When is the connected sum of manifolds orientation-independent? Given $M$ and $N$, two connected orientable manifolds of the same dimension, when is $M$ # $N$ diffeomorphic to $M$ # $\overline{N}$, where $\overline{N}$ is $N$ with the orientation reversed? 
If $N$ has an orientation-reversing automorphism, is this a necessary or sufficient condition for $M$#$N$ to be diffeomorphic to $M$#$\overline{N}$? If it isn't a necessary condition, what invariants can be used to distinguish $M$ # $N$ from $M$ # $\overline{N}$? 
(As a baby example, how does one show that $CP^2$ # $CP^2\ncong CP^2 $#$ \overline{CP ^2}$ ?)
Zygund
 A: What kind of object do you want to consider $M \# N$ to be, an oriented manifold, or unoriented? Presumably you're taking the connect sum up to some kind of equivalence.   You'll also need for $M$ and $N$ to be connected if you want connect-sum to be well-defined in any sense.  
In the oriented sense, $M \# N$ is well-defined up to orientation-preserving diffeomorphism, and contains both the punctured $M$ and the punctured $N$ as oriented submanifolds, so it depends on the orientations of $M$ and $N$ respectively.  
As an unoriented object taken up to diffeomorphism, a connect-sum is well defined provided either input manifold has an orientation-reversing diffeomorphism. 
Explicit examples where you can see there is or is not diffeomorphisms between such are connect sums of complex projective spaces (and/or their orientation reverses).  There's also examples with $3$-dimensional lens spaces but working out which ones of those admit orientation-reversing diffeomorphisms is more work. All $1$ and $2$-manifolds admit orientation-reversing diffeomorphisms so there's no good examples there. 
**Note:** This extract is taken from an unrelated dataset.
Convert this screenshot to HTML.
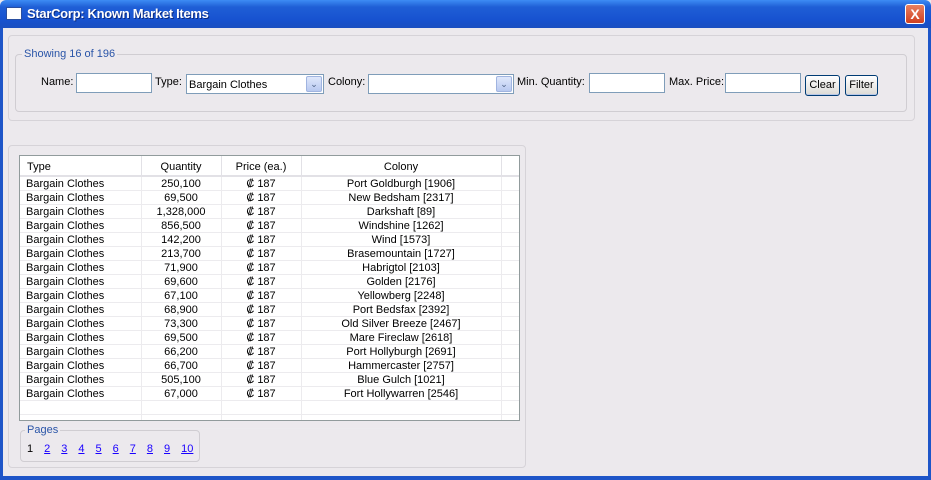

edit: in detail for $\mathbb CP^2$, the intersection form on $H_2(\mathbb CP^2 \# \mathbb CP^2)$ is definite, regardless of what orientation you give the connect-sum.  But if you take the connect sum with one factor orientation-reversed $H_2(\mathbb CP^2 \# \overline{\mathbb CP^2})$, the intersection form is indefinite. For $3$-dimensional lens spaces, the torsion linking form is a good analogous invariant. 
Have you looked at a book like Kosinski's Differential Topology? It covers these kinds of operations on manifolds. 
If you want a lower-dimensional example that's easier to see, you could take the analogous connect-sum of knots in $S^3$. This is well-defined for oriented knots, but for unoriented knots you only get a well-defined operation when the knots are invertible, which means there's an orientation-preserving diffeo of $S^3$ that preserves the knot and reverses the orientation of the knot. 
A: In the oriented category it's not true that if $M\#N$ is oriented diffeomorphic to $M\#(-N)$ then $N$ admits an orientation reversing diffeomorphism. I suspect there are easier counterexamples but the following works. Take $M^{4k+3}=S^3\times \mathbb{CP}^{2k}$ with $k\ge 1$. Then there exists an exotic sphere $\Sigma^{4k+3}$ such that $\Sigma$ does not admit an orientation reversing diffeomorphism but $M\#\Sigma$ is oriented diffeomorphic to $M$ (and hence also to $M\#(-\Sigma)$). Note that $M$ obviously admits an orientation reversing diffeomorphism because $S^3$ does.
I read about this fact in a paper by Belegradek, Kwasik and Schultz "Codimension two souls and cancellation phenomena". Not sure if this is the earliest reference, perhaps Igor can clarify this - he visits MO regularly.
More specifically they show that if $I(M)$ is the inertia group of $M$ (the group of oriented exotic $4k+3$-spheres $\Sigma$ such that the standard homeomorphis $M\#\Sigma\to M$ is homotopic to a  diffeomorphism)  then $I(S^3\times \mathbb{CP}^{2k})\cap bP_{4(k+1)}$ has index 2 in  $bP_{4(k+1)}$ where $bP_{4(k+1)}$ is the group of exotic $(4k+3)$-spheres bounding parallelizable manifolds. It's known that $bP_{4(k+1)}$ is cyclic or order exponentially growing in $k$ so any nontrivial element $\Sigma$ of $I(S^3\times \mathbb{CP}^{2k})\cap bP_{4(k+1)}$ of order different from 2 works.